Of course purpose of this lecture was probably not to make you understand what
you are actually doing while numerically integrating, just to teach you how to
put this stuff into simulink that has z-Transform as one of it's primitive
building blocks.

------
grumblebee
Hi. I'm the author of that post. Wow. I wrote my opinion on a message board
and now it's everywhere. On some sites they are referring to it as an
"article." Ah, the risks you take when you post stuff on the web...

In any case, I think some of you make good points below about weaknesses in my
argument (which, if I WAS writing an article, would have been more rigorously
researched and reasoned), but I stand behind the majority of what I wrote.

Feel free to ask questions, challenge me or call me a narcissist. It's all
good.

------
silkodyssey
I think all jobs require problem solving to some degree just that some jobs
are easier than others and others while not necessarily easy are sufficiently
well defined to enable a worker to develop expertise in that area. And with
expertise in a field problems are often solved intuitively without going
through all the "problem solving mechanics".

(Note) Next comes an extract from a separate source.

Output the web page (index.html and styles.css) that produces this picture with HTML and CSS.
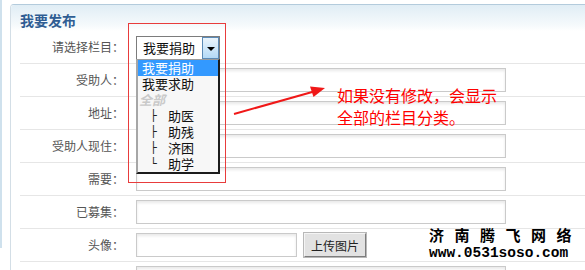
FILE: index.html
```html
<!DOCTYPE html>
<html lang="zh-CN">
<head>
<meta charset="utf-8">
<title>我要发布</title>
<link rel="stylesheet" href="styles.css">
</head>
<body>
<div class="page">
  <div class="strip"></div>
  <div class="panel">
    <div class="head"><h2 class="title">我要发布</h2></div>
    <div class="form">
      <div class="row">
        <div class="label">请选择栏目：</div>
        <div class="field">
          <div class="select">
            <span class="select-text">我要捐助</span>
            <span class="select-btn"><span class="caret"></span></span>
          </div>
        </div>
      </div>
      <div class="row">
        <div class="label">受助人：</div>
        <div class="field"><input class="input" type="text"></div>
      </div>
      <div class="row">
        <div class="label">地址：</div>
        <div class="field"><input class="input" type="text"></div>
      </div>
      <div class="row">
        <div class="label">受助人现住：</div>
        <div class="field"><input class="input" type="text"></div>
      </div>
      <div class="row">
        <div class="label">需要：</div>
        <div class="field"><input class="input" type="text"></div>
      </div>
      <div class="row">
        <div class="label">已募集：</div>
        <div class="field"><input class="input" type="text"></div>
      </div>
      <div class="row">
        <div class="label">头像：</div>
        <div class="field field-upload">
          <input class="input input-short" type="text">
          <button class="upload" type="button">上传图片</button>
        </div>
      </div>
      <div class="row">
        <div class="label"></div>
        <div class="field"><input class="input" type="text"></div>
      </div>
    </div>
  </div>

  <div class="redbox"></div>
  <ul class="dropdown">
    <li class="opt opt-active">我要捐助</li>
    <li class="opt">我要求助</li>
    <li class="opt opt-group">全部</li>
    <li class="opt"><span class="tree">├</span>助医</li>
    <li class="opt"><span class="tree">├</span>助残</li>
    <li class="opt"><span class="tree">├</span>济困</li>
    <li class="opt"><span class="tree">└</span>助学</li>
  </ul>

  <svg class="arrow" width="585" height="270" viewBox="0 0 585 270">
    <line x1="234" y1="114" x2="314" y2="91.5" stroke="#f01818" stroke-width="2"/>
    <polygon points="325,88 310,86.5 313.5,97" fill="#f01818"/>
  </svg>

  <p class="note">如果没有修改，会显示<br>全部的栏目分类。</p>

  <div class="mark">
    <div class="mark-cn">济南腾飞网络</div>
    <div class="mark-en">www.0531soso.com</div>
  </div>
</div>
</body>
</html>
```

FILE: styles.css
```css
html, body {
  margin: 0;
  padding: 0;
}
body {
  width: 585px;
  height: 270px;
  overflow: hidden;
  background: #fff;
  font-family: "Noto Sans CJK SC", "Noto Sans", sans-serif;
}
.page {
  position: relative;
  display: flex;
  align-items: flex-start;
  width: 585px;
  height: 270px;
  overflow: hidden;
}
.strip {
  flex: none;
  width: 2px;
  height: 248px;
  background: #cfe1ed;
}
.panel {
  flex: none;
  width: 640px;
  height: 300px;
  margin-left: 8px;
  margin-top: 4px;
  border: 1px solid #d3dee6;
  border-top-color: #b3cbdc;
  border-radius: 4px 4px 0 0;
}
.head {
  height: 26px;
  padding-left: 9px;
  background: linear-gradient(#e0edf5, #f6fafc 80%, #fff);
  border-radius: 4px 4px 0 0;
}
.title {
  margin: 0;
  padding-top: 5px;
  font-size: 14px;
  line-height: 20px;
  font-weight: bold;
  color: #2f5d93;
}
.form {
  padding-left: 9px;
}
.row {
  display: grid;
  grid-template-columns: 104px auto;
  column-gap: 12px;
  align-items: center;
  height: 32px;
  border-bottom: 1px solid #e6e6e6;
}
.label {
  text-align: right;
  font-size: 12px;
  color: #555;
  line-height: 16px;
}
.field {
  display: flex;
  align-items: center;
}
.input {
  box-sizing: border-box;
  width: 370px;
  height: 24px;
  margin: 0;
  padding: 0 4px;
  border: 1px solid #cacaca;
  box-shadow: inset 0 2px 3px rgba(0, 0, 0, 0.09);
  background: #fff;
  font: 12px "Noto Sans CJK SC", sans-serif;
}
.field-upload {
  gap: 7px;
}
.input-short {
  width: 161px;
}
.upload {
  box-sizing: border-box;
  width: 62px;
  height: 24px;
  margin: 0;
  padding: 0;
  font: 12px "Noto Sans CJK SC", sans-serif;
  color: #222;
  background: #e2e2e2;
  border: 1px solid;
  border-color: #f4f4f4 #7d7d7d #7d7d7d #f4f4f4;
  box-shadow: 0 0 0 1px #b8b8b8;
}
.select {
  box-sizing: border-box;
  display: flex;
  width: 84px;
  height: 24px;
  margin-top: 2px;
  border: 1px solid #7c7c7c;
  background: #fff;
}
.select-text {
  flex: 1;
  padding-left: 6px;
  font-size: 13px;
  line-height: 22px;
  color: #111;
}
.select-btn {
  box-sizing: border-box;
  display: flex;
  align-items: center;
  justify-content: center;
  width: 17px;
  height: 22px;
  border: 1px solid #5b8ab6;
  background: linear-gradient(#eaf4fc, #b4daf7);
}
.caret {
  width: 0;
  height: 0;
  border-left: 4px solid transparent;
  border-right: 4px solid transparent;
  border-top: 4px solid #000;
  margin-top: 1px;
}
.redbox {
  position: absolute;
  left: 128px;
  top: 23px;
  width: 96px;
  height: 158px;
  border: 1px solid #e83c3c;
}
.dropdown {
  position: absolute;
  left: 136px;
  top: 59px;
  box-sizing: border-box;
  width: 84px;
  margin: 0;
  padding: 0;
  list-style: none;
  background: #f7f7f7;
  border-top: 1px solid #9c9c9c;
  border-left: 2px solid #a6a6a6;
  border-right: 2px solid #1c1c1c;
  border-bottom: 2px solid #1c1c1c;
}
.opt {
  height: 16px;
  padding-left: 4px;
  font-size: 13px;
  line-height: 16px;
  color: #111;
  white-space: nowrap;
}
.opt-active {
  background: #3399ff;
  color: #fff;
}
.opt-group {
  padding-left: 1px;
  font-style: italic;
  font-weight: bold;
  color: #c9c9c9;
}
.tree {
  display: inline-block;
  width: 18px;
  margin-left: 8px;
  font-family: "DejaVu Sans Mono", monospace;
  font-size: 11px;
  color: #222;
  vertical-align: top;
}
.arrow {
  position: absolute;
  left: 0;
  top: 0;
  pointer-events: none;
}
.note {
  position: absolute;
  left: 337px;
  top: 84px;
  margin: 0;
  font-size: 16px;
  line-height: 22px;
  color: #ff0000;
  white-space: nowrap;
}
.mark {
  position: absolute;
  left: 429px;
  top: 225px;
  color: #000;
  font-weight: bold;
}
.mark-cn {
  font-size: 15px;
  line-height: 20px;
  letter-spacing: 10.5px;
  white-space: nowrap;
}
.mark-en {
  font-family: "Liberation Mono", monospace;
  font-size: 14.5px;
  line-height: 16px;
  white-space: nowrap;
}
```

Getting to this point where problems can be solved intuitively can sometimes
take years of study and practice. We can look at this as an investment. A
person invests time and energy in wiring his or her brain to solve a
particular set of problems and after achieving this goal the person is left
with little desire to repeat the process for another problem domain. A doctor
may apply problem solving skills to diagnose and treat a rare disease but may
not be able muster the effort required to learn photoshop. It's not due to a
lack of problem solving abilities but more of a desire to step not out of
their problem solving comfort zone.

------
rabidsnail
The main purpose of the educational system, up to and including graduate
school, is to produce obedient workers. We're fortunate to work in a field too
young to have developed an orthodoxy. That's how we can get away with thinking
so much. Most people are not so fortunate.

------
tesseract
See also <http://www.metafilter.com/70699> (and the recently published printed
version, although IMO the material added beyond the original article is not
worth getting the book for, which is a shame).

------
gchpaco
I was trying to explain the difference between hackers, if you will, and
"programmers" just going through the motions. I likened it to the difference
between someone who spoke a language frequently and someone who was working
out of a conversational phrasebook. The thing is one cannot help but learn a
language as a human being, but you can sure go through life without problem
solving skills!

------
rick_2047
Well all my school life I have had some great English/Hindi literature
teachers. I may be safe in saying that I have learned problem solving from
them. They were not of the types which tell you to learn the poem or prose by
heart.Give prepared notes on certain lines and then tell you to rote learn
them.They told us how to get to heart of a story.On of my most experienced
teacher(our batch was her last,she retired at the age of 60 I think),told us
that just reading a story is a disgrace in itself to the author [when you are
in a Literature class].Every story was a part of his/her life when he/she
wrote it.Every poem was a real emotion when it was laid out on paper.She used
to throw random books at us (on me sometime literally), told us to
"understand" them. Then we had this huge discussion over the plot and how this
can be interpreted or how that is misinterpreted by most people.Those were one
of the best days of my school life.

Now this may seem not a particular type of "problem solving" to some people.
But it is when you take it seriously.You get the same sensation when you make
a perfect connection between an event in the authors life and how he
interpreted it in his story,that you get when you solve a mathematical
problem.Because these two have essentially the same procedure.1)Finding the
roots of the problem ,2)Understanding the roots of the problem,3)Interpreting
the roots of the problem,4)Using those to solve the problem. Perhaps that's
why one of my Maths professor used to say "Look at the problem,its screaming
its solution to you".